[Start of DATA SECTION]
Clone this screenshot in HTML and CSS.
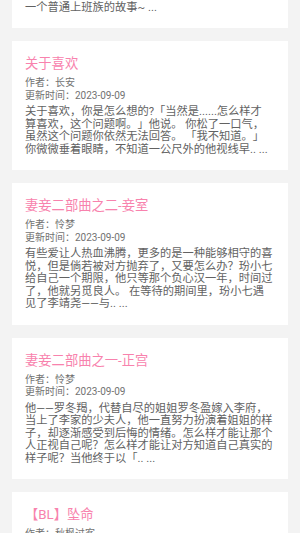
FILE: index.html
```html
<!DOCTYPE html>
<html lang="zh-CN">
<head>
  <meta charset="UTF-8">
  <meta name="viewport" content="width=device-width, initial-scale=1.0">
  <title>小说列表</title>
  <link rel="stylesheet" href="styles.css">
</head>
<body>
  <div class="book-list">
    <div class="book-card">
      <p class="book-desc">一个普通上班族的故事~ ...</p>
    </div>

    <div class="book-card">
      <h3 class="book-title">关于喜欢</h3>
      <div class="book-meta">作者：长安</div>
      <div class="book-meta">更新时间：2023-09-09</div>
      <p class="book-desc">关于喜欢，你是怎么想的?「当然是......怎么样才算喜欢，这个问题啊。」他说。 你松了一口气，虽然这个问题你依然无法回答。 「我不知道。」你微微垂着眼睛，不知道一公尺外的他视线早.. ...</p>
    </div>

    <div class="book-card">
      <h3 class="book-title">妻妾二部曲之二-妾室</h3>
      <div class="book-meta">作者：怜梦</div>
      <div class="book-meta">更新时间：2023-09-09</div>
      <p class="book-desc">有些爱让人热血沸腾，更多的是一种能够相守的喜悦，但是倘若被对方抛弃了，又要怎么办？玢小七给自己一个期限，他只等那个负心汉一年，时间过了，他就另觅良人。 在等待的期间里，玢小七遇见了李靖尧——与.. ...</p>
    </div>

    <div class="book-card">
      <h3 class="book-title">妻妾二部曲之一-正宫</h3>
      <div class="book-meta">作者：怜梦</div>
      <div class="book-meta">更新时间：2023-09-09</div>
      <p class="book-desc">他——罗冬羯，代替自尽的姐姐罗冬盈嫁入李府，当上了李家的少夫人，他一直努力扮演着姐姐的样子，却逐渐感受到后悔的情绪。怎么样才能让那个人正视自己呢？怎么样才能让对方知道自己真实的样子呢？当他终于以「.. ...</p>
    </div>

    <div class="book-card">
      <h3 class="book-title">【BL】坠命</h3>
      <div class="book-meta">作者：秋枫过客</div>
      <div class="book-meta">更新时间：2023-09-09</div>
    </div>
  </div>
</body>
</html>
```

FILE: styles.css
```css
:root {
	--page-bg: #f3f3f3;
	--title-color: #f882ad;
	--meta-color: #727272;
	--desc-color: #626262;
}

body {
	margin: 0;
	background-color: var(--page-bg);
	font-family: Roboto, "Noto Sans CJK SC", sans-serif;
	text-spacing-trim: space-all;
	overflow: hidden;
}

/* list is scrolled a little, first card is cut at the top */
.book-list {
	display: flex;
	flex-direction: column;
	gap: 13px;
	padding: 0 12px;
	margin-top: -11.5px;
}

.book-card {
	background: #fff;
	padding: 13px 15.4px 14px 13px;
}

.book-title {
	margin: 0;
	font-size: 13.3px;
	font-weight: 400;
	line-height: 20px;
	color: var(--title-color);
}

.book-meta {
	font-size: 10px;
	line-height: 12.5px;
	color: var(--meta-color);
}

.book-title + .book-meta {
	margin-top: 3px;
}

.book-desc {
	margin: 4px 0 0;
	font-size: 11.25px;
	line-height: 12.5px;
	color: var(--desc-color);
}

.book-card:first-child .book-desc {
	margin-top: 0;
}
```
[End of DATA SECTION]
GIVEN EXERCISE: Go through the data above and transcribe it in full, omitting any image.

TASK OUTPUT:
Clone this screenshot in HTML and CSS.
FILE: index.html
```html
<!DOCTYPE html>
<html lang="zh-CN">
<head>
  <meta charset="UTF-8">
  <meta name="viewport" content="width=device-width, initial-scale=1.0">
  <title>小说列表</title>
  <link rel="stylesheet" href="styles.css">
</head>
<body>
  <div class="book-list">
    <div class="book-card">
      <p class="book-desc">一个普通上班族的故事~ ...</p>
    </div>

    <div class="book-card">
      <h3 class="book-title">关于喜欢</h3>
      <div class="book-meta">作者：长安</div>
      <div class="book-meta">更新时间：2023-09-09</div>
      <p class="book-desc">关于喜欢，你是怎么想的?「当然是......怎么样才算喜欢，这个问题啊。」他说。 你松了一口气，虽然这个问题你依然无法回答。 「我不知道。」你微微垂着眼睛，不知道一公尺外的他视线早.. ...</p>
    </div>

    <div class="book-card">
      <h3 class="book-title">妻妾二部曲之二-妾室</h3>
      <div class="book-meta">作者：怜梦</div>
      <div class="book-meta">更新时间：2023-09-09</div>
      <p class="book-desc">有些爱让人热血沸腾，更多的是一种能够相守的喜悦，但是倘若被对方抛弃了，又要怎么办？玢小七给自己一个期限，他只等那个负心汉一年，时间过了，他就另觅良人。 在等待的期间里，玢小七遇见了李靖尧——与.. ...</p>
    </div>

    <div class="book-card">
      <h3 class="book-title">妻妾二部曲之一-正宫</h3>
      <div class="book-meta">作者：怜梦</div>
      <div class="book-meta">更新时间：2023-09-09</div>
      <p class="book-desc">他——罗冬羯，代替自尽的姐姐罗冬盈嫁入李府，当上了李家的少夫人，他一直努力扮演着姐姐的样子，却逐渐感受到后悔的情绪。怎么样才能让那个人正视自己呢？怎么样才能让对方知道自己真实的样子呢？当他终于以「.. ...</p>
    </div>

    <div class="book-card">
      <h3 class="book-title">【BL】坠命</h3>
      <div class="book-meta">作者：秋枫过客</div>
      <div class="book-meta">更新时间：2023-09-09</div>
    </div>
  </div>
</body>
</html>
```

FILE: styles.css
```css
:root {
	--page-bg: #f3f3f3;
	--title-color: #f882ad;
	--meta-color: #727272;
	--desc-color: #626262;
}

body {
	margin: 0;
	background-color: var(--page-bg);
	font-family: Roboto, "Noto Sans CJK SC", sans-serif;
	text-spacing-trim: space-all;
	overflow: hidden;
}

/* list is scrolled a little, first card is cut at the top */
.book-list {
	display: flex;
	flex-direction: column;
	gap: 13px;
	padding: 0 12px;
	margin-top: -11.5px;
}

.book-card {
	background: #fff;
	padding: 13px 15.4px 14px 13px;
}

.book-title {
	margin: 0;
	font-size: 13.3px;
	font-weight: 400;
	line-height: 20px;
	color: var(--title-color);
}

.book-meta {
	font-size: 10px;
	line-height: 12.5px;
	color: var(--meta-color);
}

.book-title + .book-meta {
	margin-top: 3px;
}

.book-desc {
	margin: 4px 0 0;
	font-size: 11.25px;
	line-height: 12.5px;
	color: var(--desc-color);
}

.book-card:first-child .book-desc {
	margin-top: 0;
}
```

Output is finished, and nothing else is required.